Previous Week


Permalink

Suicide at Minnewaukan.

William Fowler an old resident of Minnewaukan, who had been in ill health suicided by cutting his throat Friday. He was a retired merchant and had accumulated quite a sum of money. He invested considerable money in an Alaska transportation scheme which did not turn out very well. However it is said that he still had about $10,000 left. A few days ago the doctor told him that he had only a short time to live and it is supposed that this had a depressing effect on Mr. Fowler and prompted his rash act.

Jamestown Weekly Alert, 11/3/1898
Permalink

Cremated Before Husband's Eyes


Mistakes Gasoline for Kerosene With Deadly Result—Body is Burned to a Crisp


R. E. Walker, funeral director and embalmer in the Overstad & Hoverson undertaking parlors, received a call from Wibaux last Sunday afternoon, urging that he hasten there at once.

On his arrival in Wibaux he was taken to the home of John Inman, where Mrs. Inman lay cold in death, having succumbed to burns received from the explosion of a gasoline can which she mistook for kerosene when lighting the fire at about 7:00 o'clock that morning.

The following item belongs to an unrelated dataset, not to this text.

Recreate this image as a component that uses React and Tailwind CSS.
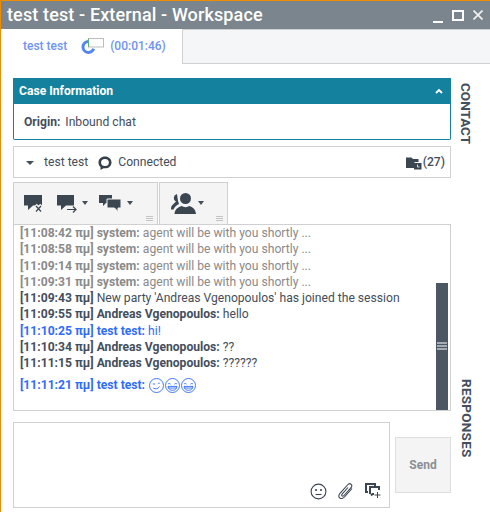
const messages = [
  { time: '[11:08:42 πμ]', who: 'system:', text: 'agent will be with you shortly ...', tone: 'gray' },
  { time: '[11:08:58 πμ]', who: 'system:', text: 'agent will be with you shortly ...', tone: 'gray' },
  { time: '[11:09:14 πμ]', who: 'system:', text: 'agent will be with you shortly ...', tone: 'gray' },
  { time: '[11:09:31 πμ]', who: 'system:', text: 'agent will be with you shortly ...', tone: 'gray' },
  { time: '[11:09:43 πμ]', who: '', text: "New party 'Andreas Vgenopoulos' has joined the session", tone: 'dark' },
  { time: '[11:09:55 πμ]', who: 'Andreas Vgenopoulos:', text: 'hello', tone: 'dark' },
  { time: '[11:10:25 πμ]', who: 'test test:', text: 'hi!', tone: 'blue' },
  { time: '[11:10:34 πμ]', who: 'Andreas Vgenopoulos:', text: '??', tone: 'dark' },
  { time: '[11:11:15 πμ]', who: 'Andreas Vgenopoulos:', text: '??????', tone: 'dark' },
];

const tones = {
  gray: 'text-[#8a8a8a]',
  dark: 'text-[#444e5c]',
  blue: 'text-[#2f6bff]',
};

function Caret({ className }) {
  return <span className={`h-0 w-0 border-x-[3.5px] border-t-[4px] border-x-transparent border-t-[#444f5a] ${className}`} />;
}

function Grip() {
  return (
    <svg width="7" height="7" viewBox="0 0 7 7" className="absolute bottom-[2px] right-[4px]">
      <path d="M0 1.5h7M0 3.5h7M0 5.5h7" stroke="#c4c4c4" strokeWidth="1" />
    </svg>
  );
}

function Smiley({ wink }) {
  return (
    <svg width="15" height="15" viewBox="0 0 15 15" fill="none" stroke="#2f6bff" strokeWidth="0.9">
      <circle cx="7.5" cy="7.5" r="7" />
      {wink ? (
        <>
          <path d="M3.8 6h2.4M8.8 5.4c.6-.4 1.3-.4 1.9 0" />
          <path d="M4.2 10c2.3 1.4 4.6 1 6.4-1.4" />
        </>
      ) : (
        <>
          <path d="M3 6.2c.7-1 1.9-1 2.6 0M9.4 6.2c.7-1 1.9-1 2.6 0" />
          <path d="M3 8.4h9c-.3 2.6-2 3.9-4.5 3.9S3.3 11 3 8.400zM3.6 10h7.800" />
        </>
      )}
    </svg>
  );
}

export default function App() {
  return (
    <div className="flex h-[512px] w-[490px] flex-col overflow-hidden border-l border-t border-[#f08c00] bg-white font-['Roboto',sans-serif] text-[12.13px] text-[#444e5c]">
      <div className="flex h-[28px] shrink-0 items-center justify-between bg-[#7a858e] pl-[6px] pr-[7px] text-white">
        <span className="text-[18px] font-medium leading-none tracking-[0.13px]">test test - External - Workspace</span>
        <div className="flex items-center gap-[9px]">
          <span className="mt-[13px] h-[2px] w-[10px] bg-white" />
          <span className="h-[11px] w-[12px] border-2 border-white" />
          <svg width="10" height="10" viewBox="0 0 10 10" stroke="#f2f2f2" strokeWidth="1.7">
            <path d="M0.5 0.5l9 9M9.5 0.5l-9 9" />
          </svg>
        </div>
      </div>

      <div className="flex h-[35px] shrink-0">
        <div className="flex w-[182px] items-center border-r border-[#cfd1d3] pb-[2px] pl-[22px] text-[12px] font-medium text-[#6d93f5]">
          <span>test test</span>
          <svg width="24" height="16" viewBox="0 0 24 16" className="ml-[14px]">
            <path d="M7.5 3.5a5.500 5.500 0 1 0 5.200 7.300" fill="none" stroke="#5585f0" strokeWidth="3" />
            <rect x="7.500" y="0.500" width="15" height="8.500" fill="#fff" stroke="#bdbdbd" />
            <path d="M7.500 0.500v8.500" stroke="#58b368" />
          </svg>
          <span className="ml-[5px]">(00:01:46)</span>
        </div>
        <div className="flex-1 border-b border-t border-[#cfd1d3] bg-[#f5f6f8]" />
      </div>

      <div className="flex min-h-0 flex-1">
        <div className="ml-[12px] flex w-[438px] flex-col pt-[14px]">
          <div className="h-[62px] rounded-b-[2px] border-b border-l border-r border-[#14829e]">
            <div className="-mx-px flex h-[26px] items-center justify-between bg-[#14829e] pl-[6px] pr-[8px] font-bold text-white">
              <span>Case Information</span>
              <svg width="8" height="6" viewBox="0 0 8 6" fill="none" stroke="#fff" strokeWidth="1.8">
                <path d="M1 5l3-3 3 3" />
              </svg>
            </div>
            <div className="flex h-[35px] items-center pl-[10px] pt-[1px]">
              <span className="font-bold">Origin:</span>
              <span className="ml-[5px]">Inbound chat</span>
            </div>
          </div>

          <div className="mt-[6px] flex h-[32px] items-center border border-[#d0d0d0] pl-[12px] pr-[5px] pt-[1px]">
            <span className="h-0 w-0 border-x-[4px] border-t-[4px] border-x-transparent border-t-[#444f5a]" />
            <span className="ml-[10px]">test test</span>
            <svg width="14" height="14" viewBox="0 0 14 14" className="ml-[10px]">
              <path d="M7 .5c3.700 0 6.500 2.600 6.500 5.900S10.700 12.300 7 12.300c-.5 0-1 0-1.500-.1L2.500 14v-3.100C1.100 9.800.5 8.200.5 6.400.5 3.100 3.300.5 7 .5z" fill="#36404a" />
              <ellipse cx="7" cy="6.400" rx="3.900" ry="3.500" fill="#fff" />
            </svg>
            <span className="ml-[6px]">Connected</span>
            <svg width="16" height="14" viewBox="0 0 16 14" className="ml-auto">
              <path d="M0 1.500h5.500l1.500 1.500h5.500v3h-4v6H0z" fill="#3c4650" />
              <rect x="8" y="7" width="7.500" height="6.500" fill="#3c4650" />
              <path d="M11.500 8.500v2.500h2" fill="none" stroke="#fff" strokeWidth="0.8" />
            </svg>
            <span className="ml-[1px] font-medium">(27)</span>
          </div>

          <div className="mt-[4px] flex h-[42px] shrink-0">
            <div className="relative flex w-[145px] items-start border border-b-0 border-[#d0d0d0] bg-[#f4f4f4] pl-[9px] pt-[11px]">
              <svg width="22" height="20" viewBox="0 0 22 20">
                <path d="M1 1h18v10.500H10L5 16v-4.500H1z" fill="#3c4650" />
                <path d="M12.500 11l6 6.500M18.500 11l-6 6.500" stroke="#f4f4f4" strokeWidth="3.500" />
                <path d="M13 12l5 5.500M18 12l-5 5.500" stroke="#3c4650" strokeWidth="1.200" />
              </svg>
              <svg width="22" height="20" viewBox="0 0 22 20" className="ml-[11px]">
                <path d="M1 1h17v10.500H10L5 16v-4.500H1z" fill="#3c4650" />
                <path d="M11 15.500h9M17 12.500l3 3-3 3" fill="none" stroke="#f4f4f4" strokeWidth="3" />
                <path d="M11 15.500h9M17 12.500l3 3-3 3" fill="none" stroke="#3c4650" strokeWidth="1.200" />
              </svg>
              <Caret className="ml-[4px] mt-[7px]" />
              <svg width="24" height="19" viewBox="0 0 24 19" className="ml-[11px]">
                <path d="M0 1h13v8H7l-3 3V9H0z" fill="#3c4650" />
                <path d="M8 5h14v9h-3v3.500L15.500 14H8z" fill="#3c4650" stroke="#f4f4f4" strokeWidth="1" />
              </svg>
              <Caret className="ml-[4px] mt-[7px]" />
              <Grip />
            </div>
            <div className="relative ml-[1px] flex w-[69px] items-start border border-b-0 border-[#d0d0d0] bg-[#f4f4f4] pl-[11px] pt-[9px]">
              <svg width="25" height="23" viewBox="0 0 25 23">
                <circle cx="14.500" cy="6.500" r="5.500" fill="#3c4650" />
                <path d="M3.500 22c.3-5 4-7 7-8 2.500 1.500 5.500 1.500 8 0 3 1 6 3 6.500 8z" fill="#3c4650" />
                <path d="M6 2a4 4 0 0 0-1 7.500L1 13.500c-.8 1-1 2.500-1 4h2.500c1-2.500 3-4.500 5.500-5.500L7 9z" fill="#3c4650" />
              </svg>
              <Caret className="ml-[2px] mt-[9px]" />
              <Grip />
            </div>
          </div>

          <div className="flex h-[187px] shrink-0 overflow-hidden border border-[#d0d0d0]">
            <div className="flex-1 pl-[6px] leading-[16.25px]">
              {messages.map((m) => (
                <div key={m.time} className={tones[m.tone]}>
                  <b>{m.time}</b> {m.who && <b>{m.who}</b>} {m.text}
                </div>
              ))}
              <div className="mt-[5px] flex h-[18px] items-center gap-[1px] text-[#2f6bff]">
                <b className="mr-[3px]">[11:11:21 πμ] test test:</b>
                <Smiley wink />
                <Smiley />
                <Smiley />
              </div>
            </div>
            <div className="mr-[2px] flex w-[12px] flex-col justify-end">
              <div className="flex h-[127px] items-center justify-center bg-[#4b5864]">
                <svg width="10" height="8" viewBox="0 0 10 8" className="mt-[-2px]">
                  <path d="M0 1h10M0 4h10M0 7h10" stroke="#fff" strokeWidth="1" />
                </svg>
              </div>
            </div>
          </div>

          <div className="mt-[11px] flex">
            <div className="flex h-[86px] w-[377px] items-end justify-end gap-[11px] border border-[#d0d0d0] pb-[7px] pr-[7px]">
              <svg width="17" height="17" viewBox="0 0 17 17" fill="none" stroke="#3c4650" strokeWidth="1.100">
                <circle cx="8.500" cy="8.500" r="7.400" />
                <circle cx="6" cy="7" r="1.100" fill="#3c4650" stroke="none" />
                <circle cx="11" cy="7" r="1.100" fill="#3c4650" stroke="none" />
                <path d="M5.500 11.500h6" />
              </svg>
              <svg width="16" height="18" viewBox="0 0 16 18" fill="none" stroke="#3c4650" strokeWidth="1.100">
                <path d="M14 6.500L6.500 15c-1.500 1.700-3.700 1.900-4.800.8-1.200-1.100-1-3 .5-4.700L9.500 3c1.200-1.300 2.700-1.600 3.700-.7s.8 2.300-.4 3.600L6 13.500c-.7.800-1.500.9-2 .4s-.4-1.300.3-2.100L10 5.500" />
              </svg>
              <svg width="17" height="15" viewBox="0 0 17 15" className="mb-[2px]" fill="none">
                <path d="M3 9H1V1h9v2" stroke="#3c4650" strokeWidth="2" />
                <path d="M5 11V4h9v3M9 11H7.500L6 12.500" stroke="#3c4650" strokeWidth="2" />
                <path d="M12.500 9v6M9.500 12h6" stroke="#3c4650" strokeWidth="1" />
              </svg>
            </div>
            <button className="ml-[5px] mt-[15px] h-[56px] w-[56px] border border-[#dedede] bg-[#f4f4f4] text-[12px] font-bold text-[#8a8f96]">
              Send
            </button>
          </div>
        </div>

        <div className="flex flex-1 flex-col items-start pl-[7px] pt-[19px] text-[13.5px] font-bold leading-[15px] text-[#444e5c]">
          <span className="[writing-mode:vertical-rl]">CONTACT</span>
          <span className="ml-[1px] mt-[235px] tracking-[0.25px] [writing-mode:vertical-rl]">RESPONSES</span>
        </div>
      </div>
    </div>
  );
}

At the time of the explosion Mr. Inman was in the next room and, on hearing the report and the agonizing screams for help, rushed to her assistance—but all too late, the body by this time being enveloped in flames and, with the exception of her feet, which were incased in shoes, the unfortunate woman was burned to a crisp before the flames could be extinguished.

Physicians were immediately called, but nothing could be done to prevent her untimely and tragic death. However, her suffering was relieved with opiates and, conscious all the while, she lived until 4:00 o'clock in the afternoon, when death claimed its own, forever relieving her of all earthly suffering.

She leaves to mourn her loss a husband and two small children, one two and the other three years old. The body was embalmed by Mr. Walker and shipped to Anoka, Minn., her former home, for burial.

Golden Valley Chronicle, 12/8/1911
Permalink

CONDUCTOR ROSS HURT.

He was thrown from a train at Petersburg Friday

Conductor James Ross, in charge of an extra freight train from Devils Lake to Carman, met with a serious accident last Friday. The train broke in two at Petersburg. The forward end stopped at the station, and just as Mr. Ross stepped out of the caboose, the two sections came together with a crash, throwing the conductor violently to the ground. Mr. Ross sustained serious injuries but fortunately no bones were broken. He is now at his home in Devils Lake, and it will be some time before he will be able to resume his run, but as he carries an accident policy he will suffer no pecuniary loss by his enforced idleness.

Devils Lake Inter-Ocean, 12/9/1898
Permalink

George White, Frank Squires and John Patterson, prisoners confined in the county jail at Ellendale, escaped. They took the hinges off a door.

The Bad Lands Cow Boy, 12/24/1885
Permalink

Died:—Of cholera infantum, the infant daughter of Mr. and Mrs. Henry Halvorson. Funeral services were held at the home and internment was made in the cemetery located in Sioux Trail township. The bereaved parents have the sympathy of the entire community.

Williston Graphic, 9/18/1913
Permalink

Charles Lee was decided insane at an inquiry of the board Monday night and will be placed in the asylum at Jamestown. He had been about town a couple of days since his return from Miles City Saturday, said that he had eaten nothing for three days, and told things so improbably and talked to eratically {sp} that he was jailed and fed. His case is one that appeals to the writer as being particularly pathetic: a negro, tempestuous and rough, ignorant, driven on by his own headstrong desires, justifying himself always in his unruly acts by his wild reasoning, he spent the greater part of the last three years in jail on one charge or another, because his condut {sp} did not conform to law. He was becoming possessed of some property of stock on an up-river ranch when he first offended the dignity of the state by cohabiting with a white woman, to clear himself from which charge he signed away or mortgaged his property to lawyers; then, smarting under injustice, and not understanding the full significance of deeds of writing, he attempted to extricate himself by violence. He was jailed repeatedly. Never reasoning from a correct premise nor appreciating the sequence of a cause—never having been strong in reason—he battered his poor intellect against elements of which he knew nothing, until, like a caged animal or a man haunted by an incubus, his trouble absorbed his mind. A strong man, constantly groping for justification of his acts, dreaming and worrying, melancholia got him. He reminds one of a great, badgered, hopeless animal, unsafe at large. Poor devil, I say.

Golden Valley Chronicle, 9/22/1911


A telegram was received Monday from the superintendent of the insane asylum as Jamestown, stating that Charles Lee was dead. Lee was sent there in September, 1911, after a series of stormy transactions with neighbors and county officials, and had been a dreaded man. It was one reported that he had been shot in self defense by a guard of the institution, but that was found to be in error; even at that time he was nearly helpless from paralysis, an ailment from which he died.